Karena yang mampu memaknai hanyalah manusia, maka kita sebagai manusia hendaknya melakukan refleksi dan pemaknaan terlebih dahulu mengenai kita sebagai manusia. Manusia adalah makhluk yang bebas sekaligus tidak bebas. Ketidakbebasan manusia terletak dalam kehidupan konkritnya sebagai individu yang eksistensinya tersituasikan pada suatu faktisitas4.

Karena manusia tak mungkin merubah kodratnya, maka dalam memaknai hidup untuk bahagia, ia tak boleh melupakan sisi kemanusiaannya. Apabila dalam proses pemaknaan manusia melupakan eksistensinya, ia akan terjatuh pada makna kebahagiaan yang naif. Dan itulah akar dari kegagalan pertama manusia dalam mencari kebahagiaan.

Maka dari itu kebahagiaan sejati atau kebahagiaan yang sempurna manusia adalah kebahagiaan manusia sebagai manusia.
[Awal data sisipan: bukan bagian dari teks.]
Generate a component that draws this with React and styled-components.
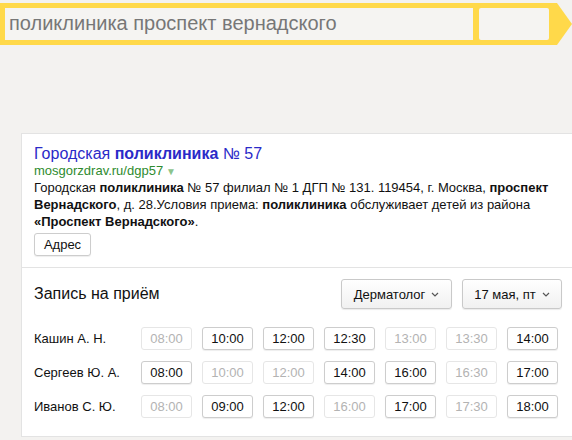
import styled, { createGlobalStyle } from 'styled-components'

const GlobalStyle = createGlobalStyle`
  html, body {
    margin: 0;
    padding: 0;
    background: #f3f2f0;
    overflow: hidden;
  }
  body {
    font-family: "Liberation Sans", Arial, sans-serif;
    color: #000;
  }
`

const Page = styled.div`
  width: 572px;
  height: 440px;
  overflow: hidden;
  padding-top: 3px;
  box-sizing: border-box;
`

const SearchBar = styled.div`
  display: flex;
  align-items: stretch;
  height: 42px;
`

const SearchFrame = styled.div`
  display: flex;
  flex: 1;
  gap: 6px;
  padding: 5px 8px 5px 5px;
  background: #ffd94a;
`

const SearchInput = styled.div`
  flex: 1;
  display: flex;
  align-items: center;
  padding: 0 0 2px 4px;
  background: #f5f4f2;
  color: #777;
  font-size: 20px;
`

const SearchButton = styled.div`
  width: 70px;
  background: #f5f4f2;
  border-radius: 2px;
`

const Arrow = styled.div`
  width: 15px;
  background: #ffd94a;
  clip-path: polygon(0 0, 100% 50%, 0 100%);
`

const Card = styled.div`
  margin: 88px 0 0 21px;
  width: 580px;
  background: #fff;
  border: 1px solid #e3e3e3;
  box-sizing: border-box;
`

const Snippet = styled.div`
  padding: 10px 12px 11px;
`

const Title = styled.a`
  display: block;
  font-size: 16px;
  line-height: 20px;
  color: #2a2ac8;
  text-decoration: none;
  b { font-weight: bold; }
`

const Url = styled.div`
  font-size: 13px;
  line-height: 14px;
  color: #2e8b2e;
  span {
    color: #8cc48c;
    font-size: 10px;
    margin-left: 3px;
  }
`

const Text = styled.p`
  margin: 0;
  font-size: 13px;
  line-height: 17px;
  color: #111;
  b { font-weight: bold; }
`

const Button = styled.button`
  font-family: inherit;
  font-size: 13px;
  color: ${p => (p.$off ? '#b3b3b3' : '#111')};
  background: #fff;
  border: 1px solid ${p => (p.$off ? '#e6e6e6' : '#cdcdcd')};
  border-radius: 3px;
  box-shadow: ${p => (p.$off ? 'none' : '0 1px 1px rgba(0,0,0,0.07)')};
  padding: 0;
  cursor: pointer;
`

const AddressButton = styled(Button)`
  margin-top: 3px;
  width: 57px;
  height: 23px;
`

const Schedule = styled.div`
  border-top: 1px solid #e3e3e3;
  padding: 11px 12px 18px;
`

const Header = styled.div`
  display: flex;
  align-items: center;
  width: 528px;
  height: 30px;
`

const HeaderTitle = styled.div`
  flex: 1;
  font-size: 16px;
  color: #111;
`

const Select = styled.button`
  display: flex;
  align-items: center;
  justify-content: center;
  gap: 6px;
  height: 30px;
  width: ${p => p.$w}px;
  margin-left: 10px;
  font-family: inherit;
  font-size: 13px;
  color: #111;
  background: linear-gradient(#fff, #f1f1f1);
  border: 1px solid #c9c9c9;
  border-radius: 3px;
  box-shadow: 0 1px 1px rgba(0,0,0,0.08);
  padding: 0;
`

const Rows = styled.div`
  display: flex;
  flex-direction: column;
  gap: 11px;
  margin-top: 18px;
`

const Row = styled.div`
  display: grid;
  grid-template-columns: 97px repeat(7, 51px);
  column-gap: 10px;
  align-items: center;
`

const Name = styled.div`
  font-size: 13px;
  color: #111;
`

const Slot = styled(Button)`
  height: 23px;
`

const Chevron = () => (
  <svg width="8" height="5" viewBox="0 0 8 5">
    <path d="M1 1l3 3 3-3" fill="none" stroke="#555" strokeWidth="1.2" />
  </svg>
)

const doctors = [
  {
    name: 'Кашин А. Н.',
    slots: [['08:00', 0], ['10:00', 1], ['12:00', 1], ['12:30', 1], ['13:00', 0], ['13:30', 0], ['14:00', 1]],
  },
  {
    name: 'Сергеев Ю. А.',
    slots: [['08:00', 1], ['10:00', 0], ['12:00', 0], ['14:00', 1], ['16:00', 1], ['16:30', 0], ['17:00', 1]],
  },
  {
    name: 'Иванов С. Ю.',
    slots: [['08:00', 0], ['09:00', 1], ['12:00', 1], ['16:00', 0], ['17:00', 1], ['17:30', 0], ['18:00', 1]],
  },
]

export default function App() {
  return (
    <Page>
      <GlobalStyle />
      <SearchBar>
        <SearchFrame>
          <SearchInput>поликлиника проспект вернадского</SearchInput>
          <SearchButton />
        </SearchFrame>
        <Arrow />
      </SearchBar>

      <Card>
        <Snippet>
          <Title href="#">Городская <b>поликлиника</b> № 57</Title>
          <Url>mosgorzdrav.ru/dgp57<span>▼</span></Url>
          <Text>
            Городская <b>поликлиника</b> № 57 филиал № 1 ДГП № 131. 119454, г. Москва, <b>проспект</b><br />
            <b>Вернадского</b>, д. 28.Условия приема: <b>поликлиника</b> обслуживает детей из района<br />
            <b>«Проспект Вернадского»</b>.
          </Text>
          <AddressButton>Адрес</AddressButton>
        </Snippet>

        <Schedule>
          <Header>
            <HeaderTitle>Запись на приём</HeaderTitle>
            <Select $w={111}>Дерматолог <Chevron /></Select>
            <Select $w={100}>17 мая, пт <Chevron /></Select>
          </Header>
          <Rows>
            {doctors.map(d => (
              <Row key={d.name}>
                <Name>{d.name}</Name>
                {d.slots.map(([t, ok]) => (
                  <Slot key={t} $off={!ok}>{t}</Slot>
                ))}
              </Row>
            ))}
          </Rows>
        </Schedule>
      </Card>
    </Page>
  )
}
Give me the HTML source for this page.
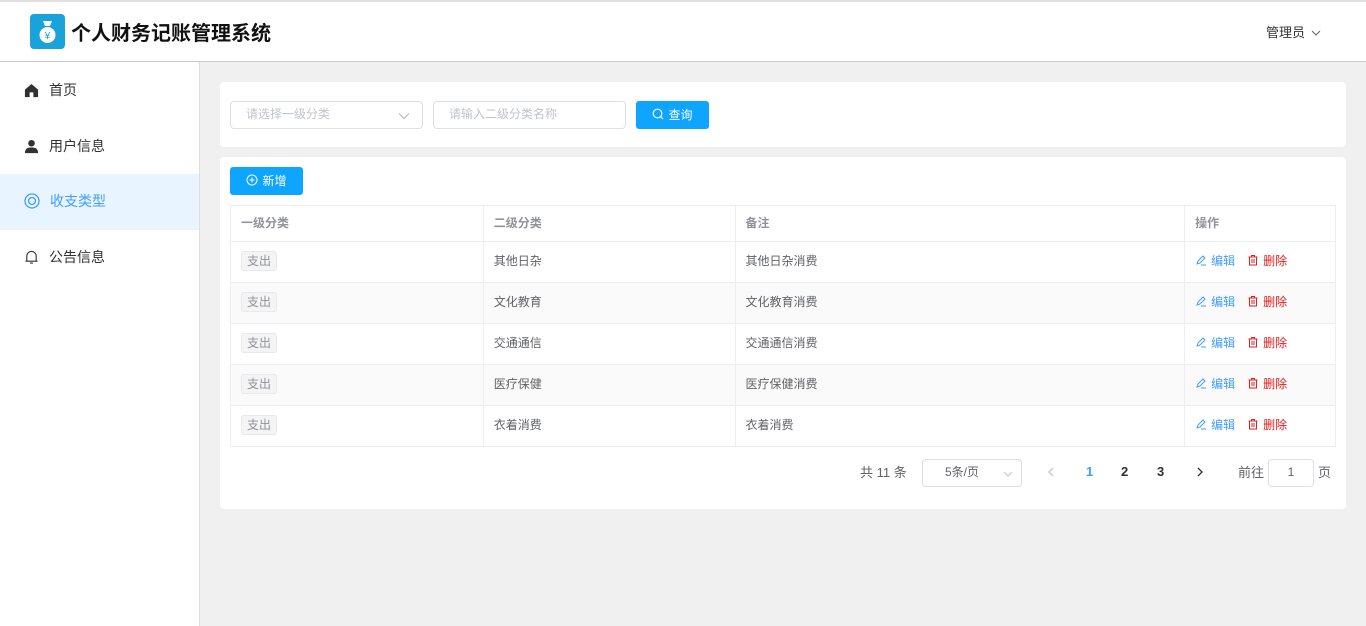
<!DOCTYPE html>
<html><head><meta charset="utf-8"><style>
*{box-sizing:border-box;margin:0;padding:0}
body{width:1366px;height:626px;overflow:hidden;font-family:"Liberation Sans","Noto Sans CJK SC",sans-serif;font-size:13px;color:#606266;background:#f0f0f0;position:relative}
.abs{position:absolute}
.header{left:0;top:0;width:1366px;height:62px;background:#fff;border-top:2px solid #e0e0e0;border-bottom:1px solid #ccc}
.side{left:0;top:62px;width:200px;height:564px;background:#fff;border-right:1px solid #ddd}
.mi{position:absolute;left:0;width:199px;height:56px;display:flex;align-items:center;padding-left:24px;font-size:14px;color:#303133;padding-bottom:2px}
.mi svg{margin-right:10px}
.card{background:#fff;border-radius:4px}
.inp{border:1px solid #dcdfe6;border-radius:4px;height:28px;font-size:12px;color:#c0c4cc;padding-left:15px;line-height:24px}
.btn{background:#0ea5ff;color:#fff;border-radius:3px;height:28px;font-size:12px;display:flex;align-items:center;justify-content:center;padding-bottom:2px}
.btn svg{margin-right:4px}
table{border-collapse:collapse;position:absolute;left:230px;top:205px;width:1106px;font-size:12px}
td{border:1px solid #ebeef5;height:41px;padding-left:10px;color:#606266;padding-bottom:3px}
tr.h td{height:36px;color:#909399;font-weight:bold}
tr.s td{background:#fafafa}
.tag{display:inline-block;background:#f4f4f5;border:1px solid #e9e9eb;color:#909399;border-radius:3px;padding:0 5px;height:20px;line-height:18px;font-size:12px}
.ed{color:#409eff}.de{color:#e0201e;margin-left:12px}
.ed svg,.de svg{vertical-align:-1px;margin-right:4px}
</style></head><body>
<div class="abs header">
 <div class="abs" style="left:30px;top:12px;width:35px;height:35px;background:#1aa3d9;border-radius:4px">
  <svg width="35" height="35" viewBox="0 0 35 35"><path d="M13 7h9l-2 5h-5z" fill="#fff"/><ellipse cx="17.5" cy="21" rx="8" ry="8" fill="#fff"/><text x="17.5" y="25" font-size="10" text-anchor="middle" fill="#1aa3d9" font-family="Liberation Sans">¥</text></svg>
 </div>
 <div class="abs" style="left:71px;top:15px;font-size:20px;font-weight:bold;color:#111">个人财务记账管理系统</div>
 <div class="abs" style="left:1266px;top:20px;font-size:13px;color:#333">管理员 <svg width="10" height="8" viewBox="0 0 10 8" style="margin-left:2px"><path d="M1 2l4 4 4-4" fill="none" stroke="#666" stroke-width="1"/></svg></div>
</div>
<div class="abs side">
 <div class="mi" style="top:1px"><svg width="15" height="15" viewBox="0 0 16 16"><path d="M8 1L1 7v8h5v-5h4v5h5V7z" fill="#303133"/></svg>首页</div>
 <div class="mi" style="top:57px"><svg width="15" height="15" viewBox="0 0 16 16"><circle cx="8" cy="4.5" r="3.5" fill="#303133"/><path d="M1 15c0-5 3-6 7-6s7 1 7 6z" fill="#303133"/></svg>用户信息</div>
 <div class="mi" style="top:112px;background:#e8f4ff;color:#409eff"><svg width="16" height="16" viewBox="0 0 16 16" fill="none" stroke="#409eff" stroke-width="1.3"><circle cx="8" cy="8" r="7"/><circle cx="8" cy="8" r="3.5"/></svg>收支类型</div>
 <div class="mi" style="top:168px"><svg width="15" height="16" viewBox="0 0 16 16" fill="none" stroke="#303133" stroke-width="1.2"><path d="M3 12V7a5 5 0 0110 0v5M1.5 12.5h13M6.5 14.5h3"/></svg>公告信息</div>
</div>
<div class="abs card" style="left:220px;top:82px;width:1126px;height:65px"></div>
<div class="abs inp" style="left:230px;top:101px;width:193px">请选择一级分类<svg class="abs" style="right:12px;top:10px" width="12" height="8" viewBox="0 0 12 8"><path d="M1 1.5l5 5 5-5" fill="none" stroke="#b0b3b8" stroke-width="1"/></svg></div>
<div class="abs inp" style="left:433px;top:101px;width:193px">请输入二级分类名称</div>
<div class="abs btn" style="left:636px;top:101px;width:73px"><svg width="12" height="12" viewBox="0 0 12 12" fill="none" stroke="#fff" stroke-width="1.2"><circle cx="5.5" cy="5.5" r="4.3"/><path d="M8.7 8.7l2.3 2.3"/></svg>查询</div>
<div class="abs card" style="left:220px;top:157px;width:1126px;height:352px"></div>
<div class="abs btn" style="left:230px;top:167px;width:73px"><svg width="12" height="12" viewBox="0 0 12 12" fill="none" stroke="#fff" stroke-width="1"><circle cx="6" cy="6" r="5"/><path d="M6 3.5v5M3.5 6h5"/></svg>新增</div>
<table>
<colgroup><col style="width:253px"><col style="width:252px"><col style="width:450px"><col style="width:151px"></colgroup>
<tr class="h"><td>一级分类</td><td>二级分类</td><td>备注</td><td>操作</td></tr>
<tr><td><span class="tag">支出</span></td><td>其他日杂</td><td>其他日杂消费</td><td><span class="ed"><svg width="12" height="12" viewBox="0 0 12 12" fill="none" stroke="#409eff"><path d="M2 10l1-3 5-5 2 2-5 5zM6 11h5"/></svg>编辑</span><span class="de"><svg width="12" height="12" viewBox="0 0 12 12" fill="none" stroke="#e0201e"><path d="M1.5 3h9M4.5 3V1.5h3V3M2.5 3v8h7V3M5 5v4M7 5v4"/></svg>删除</span></td></tr>
<tr class="s"><td><span class="tag">支出</span></td><td>文化教育</td><td>文化教育消费</td><td><span class="ed"><svg width="12" height="12" viewBox="0 0 12 12" fill="none" stroke="#409eff"><path d="M2 10l1-3 5-5 2 2-5 5zM6 11h5"/></svg>编辑</span><span class="de"><svg width="12" height="12" viewBox="0 0 12 12" fill="none" stroke="#e0201e"><path d="M1.5 3h9M4.5 3V1.5h3V3M2.5 3v8h7V3M5 5v4M7 5v4"/></svg>删除</span></td></tr>
<tr><td><span class="tag">支出</span></td><td>交通通信</td><td>交通通信消费</td><td><span class="ed"><svg width="12" height="12" viewBox="0 0 12 12" fill="none" stroke="#409eff"><path d="M2 10l1-3 5-5 2 2-5 5zM6 11h5"/></svg>编辑</span><span class="de"><svg width="12" height="12" viewBox="0 0 12 12" fill="none" stroke="#e0201e"><path d="M1.5 3h9M4.5 3V1.5h3V3M2.5 3v8h7V3M5 5v4M7 5v4"/></svg>删除</span></td></tr>
<tr class="s"><td><span class="tag">支出</span></td><td>医疗保健</td><td>医疗保健消费</td><td><span class="ed"><svg width="12" height="12" viewBox="0 0 12 12" fill="none" stroke="#409eff"><path d="M2 10l1-3 5-5 2 2-5 5zM6 11h5"/></svg>编辑</span><span class="de"><svg width="12" height="12" viewBox="0 0 12 12" fill="none" stroke="#e0201e"><path d="M1.5 3h9M4.5 3V1.5h3V3M2.5 3v8h7V3M5 5v4M7 5v4"/></svg>删除</span></td></tr>
<tr><td><span class="tag">支出</span></td><td>衣着消费</td><td>衣着消费</td><td><span class="ed"><svg width="12" height="12" viewBox="0 0 12 12" fill="none" stroke="#409eff"><path d="M2 10l1-3 5-5 2 2-5 5zM6 11h5"/></svg>编辑</span><span class="de"><svg width="12" height="12" viewBox="0 0 12 12" fill="none" stroke="#e0201e"><path d="M1.5 3h9M4.5 3V1.5h3V3M2.5 3v8h7V3M5 5v4M7 5v4"/></svg>删除</span></td></tr>
</table>
<div class="abs" style="left:860px;top:462px;color:#606266">共 11 条</div>
<div class="abs inp" style="left:922px;top:459px;width:100px;color:#606266;padding-left:22px">5条/页<svg class="abs" style="right:8px;top:11px" width="10" height="6" viewBox="0 0 10 6"><path d="M1 1l4 4 4-4" fill="none" stroke="#c0c4cc"/></svg></div>
<svg class="abs" style="left:1047px;top:467px" width="8" height="10" viewBox="0 0 8 10"><path d="M6 1L2 5l4 4" fill="none" stroke="#c0c4cc" stroke-width="1.3"/></svg>
<div class="abs" style="left:1086px;top:464px;color:#409eff;font-weight:bold">1</div>
<div class="abs" style="left:1121px;top:464px;color:#303133;font-weight:bold">2</div>
<div class="abs" style="left:1157px;top:464px;color:#303133;font-weight:bold">3</div>
<svg class="abs" style="left:1196px;top:467px" width="8" height="10" viewBox="0 0 8 10"><path d="M2 1l4 4-4 4" fill="none" stroke="#303133" stroke-width="1.3"/></svg>
<div class="abs" style="left:1238px;top:462px">前往</div>
<div class="abs inp" style="left:1268px;top:459px;width:46px;color:#606266;padding:0;text-align:center">1</div>
<div class="abs" style="left:1318px;top:462px">页</div>
</body></html>
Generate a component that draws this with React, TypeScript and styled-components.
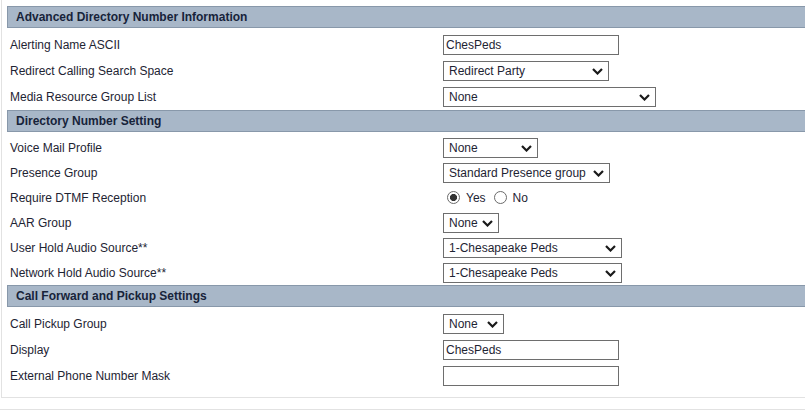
import React from 'react';
import styled, { createGlobalStyle } from 'styled-components';

const GlobalStyle = createGlobalStyle`
  html, body {
    margin: 0;
    padding: 0;
    background: #ffffff;
    overflow: hidden;
  }
  body {
    font-family: 'Liberation Sans', Arial, sans-serif;
    font-size: 12px;
    color: #1e2433;
  }
`;

const Panel = styled.div`
  margin-left: 1px;
  border-left: 1px solid #e2e2e2;
  border-bottom: 1px solid #e2e2e2;
  padding: 6px 0 8px 5px;
`;

const SectionHeader = styled.div`
  height: 20px;
  display: flex;
  align-items: center;
  padding-left: 8px;
  background: #a8b7c8;
  border-top: 1px solid #8898aa;
  border-bottom: 1px solid #8898aa;
  border-left: 1px solid #8898aa;
  font-weight: bold;
  font-size: 12px;
  color: #17233a;
`;

const SectionBody = styled.div<{ $pad: number }>`
  padding-top: ${(p) => p.$pad}px;
`;

const Row = styled.div<{ $h: number }>`
  display: grid;
  grid-template-columns: 436px 1fr;
  align-items: center;
  height: ${(p) => p.$h}px;
`;

const Label = styled.div`
  padding-left: 3px;
  color: #1e2433;
`;

const TextInput = styled.input`
  box-sizing: border-box;
  width: 176px;
  height: 20px;
  margin: 0;
  padding: 0 2px;
  border: 1px solid #6e6e6e;
  font-family: 'Liberation Sans', Arial, sans-serif;
  font-size: 12px;
  color: #1e2433;
  background: #fff;
  outline: none;
`;

const SelectWrap = styled.div<{ $w: number }>`
  position: relative;
  width: ${(p) => p.$w}px;
  height: 20px;
`;

const Select = styled.select`
  appearance: none;
  box-sizing: border-box;
  width: 100%;
  height: 20px;
  margin: 0;
  padding: 0 0 0 5px;
  border: 1px solid #6e6e6e;
  border-radius: 0;
  background: #fff;
  font-family: 'Liberation Sans', Arial, sans-serif;
  font-size: 12px;
  color: #1e2433;
  outline: none;
`;

const Chevron = styled.svg`
  position: absolute;
  right: 6px;
  top: 7px;
  pointer-events: none;
`;

const RadioGroup = styled.div`
  display: flex;
  align-items: center;
  padding-left: 4px;
`;

const RadioLabel = styled.label`
  display: flex;
  align-items: center;
  margin-right: 8px;
  color: #1e2433;
`;

const Radio = styled.input`
  appearance: none;
  box-sizing: border-box;
  width: 13px;
  height: 13px;
  margin: 0 6px 0 0;
  border: 1px solid #6b6b6b;
  border-radius: 50%;
  background: #fff;
  &:checked {
    background: radial-gradient(circle, #333 0 3.3px, #fff 3.8px);
  }
`;

const Footer = styled.div`
  margin-top: 11px;
  border-top: 1px solid #e2e2e2;
  height: 10px;
`;

type Field =
  | { label: string; kind: 'text'; value: string }
  | { label: string; kind: 'select'; value: string; width: number }
  | { label: string; kind: 'radio' };

interface Section {
  title: string;
  pad: number;
  rowHeight: number;
  fields: Field[];
}

const sections: Section[] = [
  {
    title: 'Advanced Directory Number Information',
    pad: 4,
    rowHeight: 26,
    fields: [
      { label: 'Alerting Name ASCII', kind: 'text', value: 'ChesPeds' },
      { label: 'Redirect Calling Search Space', kind: 'select', value: 'Redirect Party', width: 166 },
      { label: 'Media Resource Group List', kind: 'select', value: 'None', width: 213 },
    ],
  },
  {
    title: 'Directory Number Setting',
    pad: 3,
    rowHeight: 25,
    fields: [
      { label: 'Voice Mail Profile', kind: 'select', value: 'None', width: 95 },
      { label: 'Presence Group', kind: 'select', value: 'Standard Presence group', width: 167 },
      { label: 'Require DTMF Reception', kind: 'radio' },
      { label: 'AAR Group', kind: 'select', value: 'None', width: 56 },
      { label: 'User Hold Audio Source**', kind: 'select', value: '1-Chesapeake Peds', width: 179 },
      { label: 'Network Hold Audio Source**', kind: 'select', value: '1-Chesapeake Peds', width: 179 },
    ],
  },
  {
    title: 'Call Forward and Pickup Settings',
    pad: 4,
    rowHeight: 26,
    fields: [
      { label: 'Call Pickup Group', kind: 'select', value: 'None', width: 61 },
      { label: 'Display', kind: 'text', value: 'ChesPeds' },
      { label: 'External Phone Number Mask', kind: 'text', value: '' },
    ],
  },
];

const DropDown: React.FC<{ value: string; width: number }> = ({ value, width }) => (
  <SelectWrap $w={width}>
    <Select defaultValue={value}>
      <option>{value}</option>
    </Select>
    <Chevron width="11" height="7" viewBox="0 0 11 7">
      <path d="M1 1 L5.5 5.5 L10 1" fill="none" stroke="#1a1a1a" strokeWidth="2.2" />
    </Chevron>
  </SelectWrap>
);

const Control: React.FC<{ field: Field }> = ({ field }) => {
  if (field.kind === 'text') {
    return <TextInput type="text" defaultValue={field.value} />;
  }
  if (field.kind === 'select') {
    return <DropDown value={field.value} width={field.width} />;
  }
  return (
    <RadioGroup>
      <RadioLabel>
        <Radio type="radio" name="dtmf" defaultChecked />
        Yes
      </RadioLabel>
      <RadioLabel>
        <Radio type="radio" name="dtmf" />
        No
      </RadioLabel>
    </RadioGroup>
  );
};

export default function App() {
  return (
    <>
      <GlobalStyle />
      <Panel>
        {sections.map((s) => (
          <div key={s.title}>
            <SectionHeader>{s.title}</SectionHeader>
            <SectionBody $pad={s.pad}>
              {s.fields.map((f) => (
                <Row key={f.label} $h={s.rowHeight}>
                  <Label>{f.label}</Label>
                  <div>
                    <Control field={f} />
                  </div>
                </Row>
              ))}
            </SectionBody>
          </div>
        ))}
      </Panel>
      <Footer />
    </>
  );
}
Untuk memahaminya, pertama kita harus melihat eksistensi manusia sebagai makhluk yang selalu berada dalam ruang kemenjadian terus menerus. 

Artinya selama manusia hidup, ia akan terus berada pada garis konstan menjadi sesuatu dan menjadi sesuatu yang baru lagi hingga ia meninggal dan eksistensinya terpenuhi.

Maka dari itu kebahagiaan sebagai seorang manusia adalah kebahagiaan yang tak pernah selesai diusahakan, kebahagiaan yang selalu memiliki keretakan untuk diperbaiki, kebahagiaan yang tak pernah penuh untuk selalu dipenuhi manusia. Kebahagiaan yang naif sebagai seorang manusia adalah kebahagiaan yang utuh, kebahagiaan yang total, kebahagiaan yang total.


Catatan Kaki

Hedonisme klasik dipopulerkan oleh Aristippos. Hedonisme moderat dicetuskan oleh Epicurus.

2 Tesis ini tidak bersifat universal, namun sejauh pandangan penulis. Thesis ini adalah postulat dari penulis.

Arthur Schopenhauer adalah filsuf Jerman abad 18 yang dikenal dengan pemikirannya yang pesimis (Pesimisme)

Faktisitas adalah istilah dari Martin Heiddeger, filsuf Jerman abad 19, dalam penjelasannya terkait ketersituasian Dasein.